Records from a data collection
_ _ _

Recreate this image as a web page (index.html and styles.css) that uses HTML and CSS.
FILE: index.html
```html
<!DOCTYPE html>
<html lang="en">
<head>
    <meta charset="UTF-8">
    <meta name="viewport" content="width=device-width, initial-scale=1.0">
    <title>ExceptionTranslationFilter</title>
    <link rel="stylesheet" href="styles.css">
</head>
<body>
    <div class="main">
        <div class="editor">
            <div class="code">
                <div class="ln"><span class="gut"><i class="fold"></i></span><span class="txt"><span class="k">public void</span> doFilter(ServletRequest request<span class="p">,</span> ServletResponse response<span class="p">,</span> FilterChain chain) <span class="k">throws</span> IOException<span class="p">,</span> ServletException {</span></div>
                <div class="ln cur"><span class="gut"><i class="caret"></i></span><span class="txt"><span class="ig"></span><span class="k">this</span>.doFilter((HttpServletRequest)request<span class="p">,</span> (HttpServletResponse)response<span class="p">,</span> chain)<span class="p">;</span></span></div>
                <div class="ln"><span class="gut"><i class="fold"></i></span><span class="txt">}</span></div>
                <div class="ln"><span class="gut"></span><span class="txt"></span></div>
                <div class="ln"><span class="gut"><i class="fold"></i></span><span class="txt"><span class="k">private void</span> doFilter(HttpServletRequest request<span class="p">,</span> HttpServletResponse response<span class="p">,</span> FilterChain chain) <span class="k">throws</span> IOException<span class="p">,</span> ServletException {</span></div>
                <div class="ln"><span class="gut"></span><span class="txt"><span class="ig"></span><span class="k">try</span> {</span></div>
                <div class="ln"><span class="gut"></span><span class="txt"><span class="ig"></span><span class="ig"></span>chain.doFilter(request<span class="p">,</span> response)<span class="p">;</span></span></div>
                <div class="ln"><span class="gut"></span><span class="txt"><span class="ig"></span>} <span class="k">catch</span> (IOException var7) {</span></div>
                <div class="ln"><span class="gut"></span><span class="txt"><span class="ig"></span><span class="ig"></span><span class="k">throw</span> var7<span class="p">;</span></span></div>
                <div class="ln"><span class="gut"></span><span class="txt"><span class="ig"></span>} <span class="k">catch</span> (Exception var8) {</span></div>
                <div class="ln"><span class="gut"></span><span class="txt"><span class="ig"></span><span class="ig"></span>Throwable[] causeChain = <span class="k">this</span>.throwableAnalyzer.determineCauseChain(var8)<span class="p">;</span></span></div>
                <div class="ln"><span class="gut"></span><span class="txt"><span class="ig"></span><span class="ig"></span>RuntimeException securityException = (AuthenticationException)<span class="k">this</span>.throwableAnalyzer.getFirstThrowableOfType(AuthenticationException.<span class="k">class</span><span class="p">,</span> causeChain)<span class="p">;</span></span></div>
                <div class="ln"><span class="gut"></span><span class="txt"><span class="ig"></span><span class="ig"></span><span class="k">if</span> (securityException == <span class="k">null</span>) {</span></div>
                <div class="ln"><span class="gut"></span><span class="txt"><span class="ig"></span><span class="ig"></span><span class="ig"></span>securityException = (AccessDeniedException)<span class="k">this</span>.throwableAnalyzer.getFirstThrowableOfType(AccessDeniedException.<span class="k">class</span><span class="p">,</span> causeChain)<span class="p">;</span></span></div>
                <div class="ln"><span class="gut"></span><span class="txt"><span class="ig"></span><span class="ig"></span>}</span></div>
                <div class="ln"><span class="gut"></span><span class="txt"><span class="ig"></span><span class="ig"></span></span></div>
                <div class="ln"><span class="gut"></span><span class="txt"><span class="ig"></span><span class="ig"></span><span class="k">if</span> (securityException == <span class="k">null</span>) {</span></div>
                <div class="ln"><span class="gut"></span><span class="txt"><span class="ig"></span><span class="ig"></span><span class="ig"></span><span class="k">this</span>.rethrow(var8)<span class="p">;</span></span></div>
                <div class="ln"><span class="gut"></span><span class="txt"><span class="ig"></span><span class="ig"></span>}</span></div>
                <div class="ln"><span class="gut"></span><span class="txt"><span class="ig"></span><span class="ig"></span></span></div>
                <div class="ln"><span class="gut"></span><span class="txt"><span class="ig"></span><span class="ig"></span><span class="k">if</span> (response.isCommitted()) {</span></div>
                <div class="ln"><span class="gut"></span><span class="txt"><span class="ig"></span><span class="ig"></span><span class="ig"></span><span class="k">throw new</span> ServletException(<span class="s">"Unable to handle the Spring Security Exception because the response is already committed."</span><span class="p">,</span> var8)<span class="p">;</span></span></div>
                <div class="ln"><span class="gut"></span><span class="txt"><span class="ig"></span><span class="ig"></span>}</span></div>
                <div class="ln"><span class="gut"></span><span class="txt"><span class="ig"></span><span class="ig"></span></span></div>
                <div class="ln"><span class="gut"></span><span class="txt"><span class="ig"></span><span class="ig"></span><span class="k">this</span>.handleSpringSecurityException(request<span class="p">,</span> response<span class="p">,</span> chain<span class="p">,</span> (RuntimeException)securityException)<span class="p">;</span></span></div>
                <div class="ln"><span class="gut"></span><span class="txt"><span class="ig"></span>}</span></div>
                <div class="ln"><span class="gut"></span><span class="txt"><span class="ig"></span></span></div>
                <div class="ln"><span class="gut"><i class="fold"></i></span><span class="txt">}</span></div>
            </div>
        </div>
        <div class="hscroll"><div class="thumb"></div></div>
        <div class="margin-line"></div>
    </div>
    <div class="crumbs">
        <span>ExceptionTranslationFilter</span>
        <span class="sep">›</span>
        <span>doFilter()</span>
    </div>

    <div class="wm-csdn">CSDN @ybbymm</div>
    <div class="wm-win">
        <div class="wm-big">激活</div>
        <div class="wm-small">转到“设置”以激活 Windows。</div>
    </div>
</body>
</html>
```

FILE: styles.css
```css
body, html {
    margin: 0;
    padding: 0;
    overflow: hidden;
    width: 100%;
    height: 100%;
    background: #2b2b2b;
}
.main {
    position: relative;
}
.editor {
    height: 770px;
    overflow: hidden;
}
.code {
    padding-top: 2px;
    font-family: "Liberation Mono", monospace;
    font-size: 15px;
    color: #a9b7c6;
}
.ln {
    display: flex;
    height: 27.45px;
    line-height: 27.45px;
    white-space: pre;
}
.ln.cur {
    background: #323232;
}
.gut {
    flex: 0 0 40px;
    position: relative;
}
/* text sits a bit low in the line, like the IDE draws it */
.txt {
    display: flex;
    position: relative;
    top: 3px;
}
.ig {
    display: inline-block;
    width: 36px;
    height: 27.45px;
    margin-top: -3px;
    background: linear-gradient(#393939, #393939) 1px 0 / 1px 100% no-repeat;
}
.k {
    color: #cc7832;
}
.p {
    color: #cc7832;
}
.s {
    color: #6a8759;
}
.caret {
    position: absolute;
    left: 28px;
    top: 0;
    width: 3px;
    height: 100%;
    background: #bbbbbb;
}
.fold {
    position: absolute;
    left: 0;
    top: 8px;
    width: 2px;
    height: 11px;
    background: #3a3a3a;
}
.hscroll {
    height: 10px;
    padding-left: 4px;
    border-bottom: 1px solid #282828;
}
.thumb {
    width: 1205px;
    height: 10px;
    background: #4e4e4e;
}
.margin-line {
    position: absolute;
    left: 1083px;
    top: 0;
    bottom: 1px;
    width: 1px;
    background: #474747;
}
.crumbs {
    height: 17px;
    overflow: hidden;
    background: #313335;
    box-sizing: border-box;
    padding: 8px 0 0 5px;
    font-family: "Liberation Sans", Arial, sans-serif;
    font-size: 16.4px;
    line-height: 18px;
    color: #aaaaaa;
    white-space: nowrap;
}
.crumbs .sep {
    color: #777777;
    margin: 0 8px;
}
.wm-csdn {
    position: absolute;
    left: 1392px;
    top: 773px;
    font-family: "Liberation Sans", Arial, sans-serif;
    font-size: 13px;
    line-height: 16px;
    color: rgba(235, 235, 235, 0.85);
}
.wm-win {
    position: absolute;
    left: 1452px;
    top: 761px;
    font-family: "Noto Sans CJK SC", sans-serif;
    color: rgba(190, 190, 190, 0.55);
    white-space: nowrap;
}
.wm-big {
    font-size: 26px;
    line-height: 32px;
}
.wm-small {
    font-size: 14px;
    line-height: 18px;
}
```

_ _ _

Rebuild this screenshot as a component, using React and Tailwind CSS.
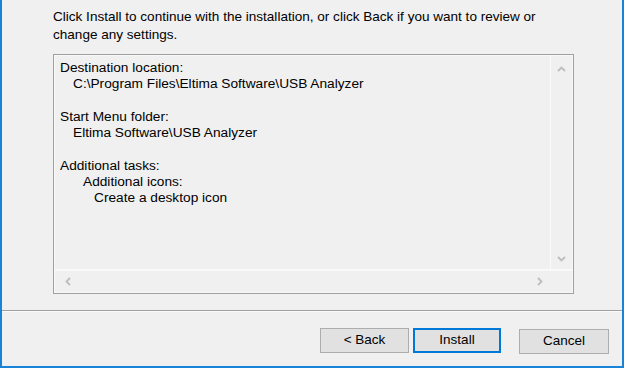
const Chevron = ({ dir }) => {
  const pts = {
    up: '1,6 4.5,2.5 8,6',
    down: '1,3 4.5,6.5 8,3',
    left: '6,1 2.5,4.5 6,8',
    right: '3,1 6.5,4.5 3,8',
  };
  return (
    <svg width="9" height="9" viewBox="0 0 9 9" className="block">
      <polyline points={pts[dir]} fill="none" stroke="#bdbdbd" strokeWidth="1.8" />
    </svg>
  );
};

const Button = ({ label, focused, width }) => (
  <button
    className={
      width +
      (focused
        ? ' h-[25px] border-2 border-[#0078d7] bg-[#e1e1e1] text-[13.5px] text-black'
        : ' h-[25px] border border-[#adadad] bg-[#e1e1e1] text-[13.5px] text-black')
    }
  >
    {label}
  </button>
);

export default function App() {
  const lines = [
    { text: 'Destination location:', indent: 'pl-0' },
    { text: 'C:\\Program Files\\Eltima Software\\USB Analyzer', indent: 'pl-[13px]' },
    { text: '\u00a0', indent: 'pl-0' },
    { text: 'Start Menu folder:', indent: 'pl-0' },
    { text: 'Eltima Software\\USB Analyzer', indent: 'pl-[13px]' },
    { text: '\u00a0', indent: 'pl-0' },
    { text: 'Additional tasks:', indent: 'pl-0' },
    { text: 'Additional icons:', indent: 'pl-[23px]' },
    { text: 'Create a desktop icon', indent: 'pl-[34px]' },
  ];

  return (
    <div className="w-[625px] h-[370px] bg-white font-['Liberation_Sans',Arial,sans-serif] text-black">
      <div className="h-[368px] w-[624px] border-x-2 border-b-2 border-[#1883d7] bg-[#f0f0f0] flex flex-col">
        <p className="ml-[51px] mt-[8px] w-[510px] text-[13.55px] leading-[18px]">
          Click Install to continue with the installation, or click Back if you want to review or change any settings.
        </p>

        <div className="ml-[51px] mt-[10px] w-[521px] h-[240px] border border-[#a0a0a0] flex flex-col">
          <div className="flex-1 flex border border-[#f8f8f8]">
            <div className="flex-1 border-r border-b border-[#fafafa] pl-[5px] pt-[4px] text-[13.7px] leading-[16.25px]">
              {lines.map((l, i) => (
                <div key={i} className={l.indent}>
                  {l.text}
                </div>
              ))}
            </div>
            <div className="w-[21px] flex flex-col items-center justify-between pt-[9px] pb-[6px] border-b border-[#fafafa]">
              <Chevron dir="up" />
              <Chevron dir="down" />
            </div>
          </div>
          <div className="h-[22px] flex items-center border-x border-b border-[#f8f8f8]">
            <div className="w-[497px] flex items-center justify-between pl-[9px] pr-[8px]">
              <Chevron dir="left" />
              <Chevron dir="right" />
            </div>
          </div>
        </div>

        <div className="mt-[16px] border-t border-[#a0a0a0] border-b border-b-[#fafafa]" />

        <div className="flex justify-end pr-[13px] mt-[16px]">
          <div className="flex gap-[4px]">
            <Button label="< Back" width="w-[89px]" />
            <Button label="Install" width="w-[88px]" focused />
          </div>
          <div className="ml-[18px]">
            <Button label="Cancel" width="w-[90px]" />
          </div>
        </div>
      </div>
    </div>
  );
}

_ _ _

__Task brief__.
All lines of the data above that include the word "this" must be shown.

__Result of the exercise__.
Recreate this image as a web page (index.html and styles.css) that uses HTML and CSS.
                <div class="ln cur"><span class="gut"><i class="caret"></i></span><span class="txt"><span class="ig"></span><span class="k">this</span>.doFilter((HttpServletRequest)request<span class="p">,</span> (HttpServletResponse)response<span class="p">,</span> chain)<span class="p">;</span></span></div>
                <div class="ln"><span class="gut"></span><span class="txt"><span class="ig"></span><span class="ig"></span>Throwable[] causeChain = <span class="k">this</span>.throwableAnalyzer.determineCauseChain(var8)<span class="p">;</span></span></div>
                <div class="ln"><span class="gut"></span><span class="txt"><span class="ig"></span><span class="ig"></span>RuntimeException securityException = (AuthenticationException)<span class="k">this</span>.throwableAnalyzer.getFirstThrowableOfType(AuthenticationException.<span class="k">class</span><span class="p">,</span> causeChain)<span class="p">;</span></span></div>
                <div class="ln"><span class="gut"></span><span class="txt"><span class="ig"></span><span class="ig"></span><span class="ig"></span>securityException = (AccessDeniedException)<span class="k">this</span>.throwableAnalyzer.getFirstThrowableOfType(AccessDeniedException.<span class="k">class</span><span class="p">,</span> causeChain)<span class="p">;</span></span></div>
                <div class="ln"><span class="gut"></span><span class="txt"><span class="ig"></span><span class="ig"></span><span class="ig"></span><span class="k">this</span>.rethrow(var8)<span class="p">;</span></span></div>
                <div class="ln"><span class="gut"></span><span class="txt"><span class="ig"></span><span class="ig"></span><span class="k">this</span>.handleSpringSecurityException(request<span class="p">,</span> response<span class="p">,</span> chain<span class="p">,</span> (RuntimeException)securityException)<span class="p">;</span></span></div>
Rebuild this screenshot as a component, using React and Tailwind CSS.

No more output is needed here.